As with much of OMA’s recent work, the firm’s latest building is exemplary for what it lacks. Instead of the complex structural flourishes of the CCTV Headquarters and many of the firm’s other mid-aughts projects, the Pierre Lassonde Pavilion at the Musee National des Beaux Arts du Québec (MNBAQ) is a lesson in more subtle design maneuvers: Its stacked massing, articulated in three varieties of glass, contains contemporary Québécois art and design galleries connected by a curvilinear glass balustrade and a predominantly white palette. Yet the most notable absence at the June 24 inauguration was that of OMA founder Rem Koolhaas. Instead, Shohei Shigematsu, who heads the firm’s New York office and served as partner-in-charge on the MNBAQ addition, spoke on behalf of the firm and explained that changes are indeed underway inside OMA as he led press and visitors through the new building.

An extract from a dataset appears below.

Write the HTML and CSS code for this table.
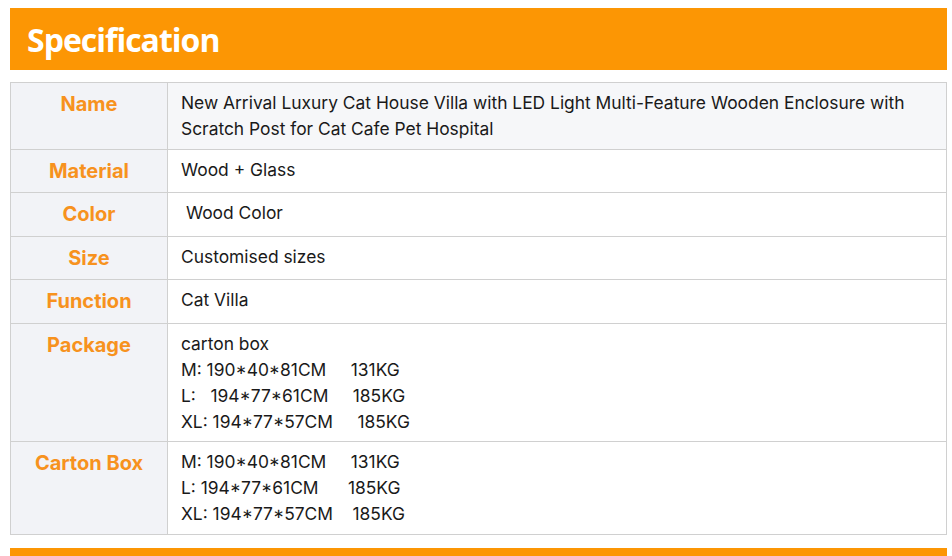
FILE: index.html
```html
<!DOCTYPE html>
<html>
<head>
<meta charset="utf-8">
<link rel="stylesheet" href="styles.css">
</head>
<body>
<div class="page">
  <h2 class="bar">Specification</h2>
  <table class="spec">
    <tr class="shade">
      <th>Name</th>
      <td>New Arrival Luxury Cat House Villa with LED Light Multi-Feature Wooden Enclosure with Scratch Post for Cat Cafe Pet Hospital</td>
    </tr>
    <tr>
      <th>Material</th>
      <td>Wood + Glass</td>
    </tr>
    <tr>
      <th>Color</th>
      <td>&nbsp;Wood Color</td>
    </tr>
    <tr>
      <th>Size</th>
      <td>Customised sizes</td>
    </tr>
    <tr>
      <th>Function</th>
      <td>Cat Villa</td>
    </tr>
    <tr>
      <th>Package</th>
      <td>carton box<br>M: 190*40*81CM&nbsp; &nbsp; &nbsp;131KG<br>L: &nbsp; 194*77*61CM&nbsp; &nbsp; &nbsp;185KG<br>XL: 194*77*57CM&nbsp; &nbsp; &nbsp;185KG</td>
    </tr>
    <tr>
      <th>Carton Box</th>
      <td>M: 190*40*81CM&nbsp; &nbsp; &nbsp;131KG<br>L: 194*77*61CM&nbsp; &nbsp; &nbsp; 185KG<br>XL: 194*77*57CM&nbsp; &nbsp; 185KG</td>
    </tr>
  </table>
  <div class="bar bar-bottom"></div>
</div>
</body>
</html>
```
FILE: styles.css
```css
html, body {
  margin: 0;
  padding: 0;
  background: #ffffff;
}
.page {
  padding: 8px 5px 0 10px;
  width: 937px;
}
.bar {
  background: #fc9604;
  margin: 0;
}
h2.bar {
  height: 62px;
  box-sizing: border-box;
  padding: 0 0 0 17px;
  font-family: "Open Sans", sans-serif;
  font-weight: 700;
  font-size: 32px;
  letter-spacing: -1px;
  line-height: 64px;
  color: #ffffff;
}
.bar-bottom {
  height: 10px;
  margin-top: 13px;
}
.spec {
  margin-top: 12px;
  width: 937px;
  border-collapse: collapse;
  border: 1px solid #cccccc;
  font-family: "Inter", sans-serif;
}
.spec th, .spec td {
  border: 1px solid #d0d0d0;
  vertical-align: top;
}
.spec th {
  width: 157px;
  box-sizing: border-box;
  background: #f2f3f7;
  color: #f7921e;
  font-size: 20px;
  font-weight: 700;
  line-height: 28.5px;
  text-align: center;
  padding: 7px 4px 7px;
}
.spec td {
  color: #1a1a1a;
  font-size: 17.4px;
  line-height: 26px;
  padding: 7px 13px 6.5px 13px;
  background: #ffffff;
}
.spec tr.shade td {
  background: #f6f7f9;
}
```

Koolhaas’s absence at the inauguration by no means signals his retreat from design duties at the firm that, until recently, derived nearly all of its notoriety from the prestige associated with his own work and name. He continues to lead many of the firm’s most high-profile projects, last year’s Fondazione Prada in Milan and next year’s Taipei Performing Arts Center among them. Yet the pronounced emphasis at the recent inauguration on Shigematsu’s tenure as director of OMA New York bespeaks a new phase in OMA’s trajectory, one in which numerous of the firm’s seven partners work with greater autonomy from Koolhaas himself. “Me being recognized or other partners being recognized — not just Rem, actually reinforces the identity of the organization,” Shigematsu told The Architect’s Newspaper at the Québec inauguration. He is by no means an outlier in this development. Rotterdam-based partners Reinier de Graaf and Ippolito Pestellini Laparelli have also grown prominent within the OMA cosmology in recent years, the former as a polemicist and the latter for his preservation work and leadership of the firm’s ongoing, manifold collaboration with Prada. The present devolution of design authority is markedly different from the firm’s operations a decade prior, when numerous of the leading architects at OMA, like Bjarke Ingels, Ole Scheeren, and Joshua Prince-Ramus, began leaving to open their own offices. “I’m basically, probably doing the same thing inside [the firm],” Shigematsu noted, “A lot of senior people have started to stay.”

On the Grande Allée in Québec City, the Pierre Lassonde Pavilion acts as an intermediary between traffic along one of the city’s main arteries and the National Battlefields Park where the museum’s three other buildings are situated. The new building also expands connections between the capital of Francophone Canada and the international art milieu, as it shares formal tropes with recent cultural institutions designed elsewhere by OMA (the MNBAQ’s gold elevator core shares a chromatic palette with Prada and Laparelli’s recently-completed Fondaco dei Tedeschi in Venice, Italy). Shigematsu is quick to note that the shared color schemes across partners are part and parcel of an expanding practice: “Not just metallic, but the attention to detail and refinement that we can bring,” he mused. “We have the luxury to now build so much with a sense of maturity as an architecture firm.”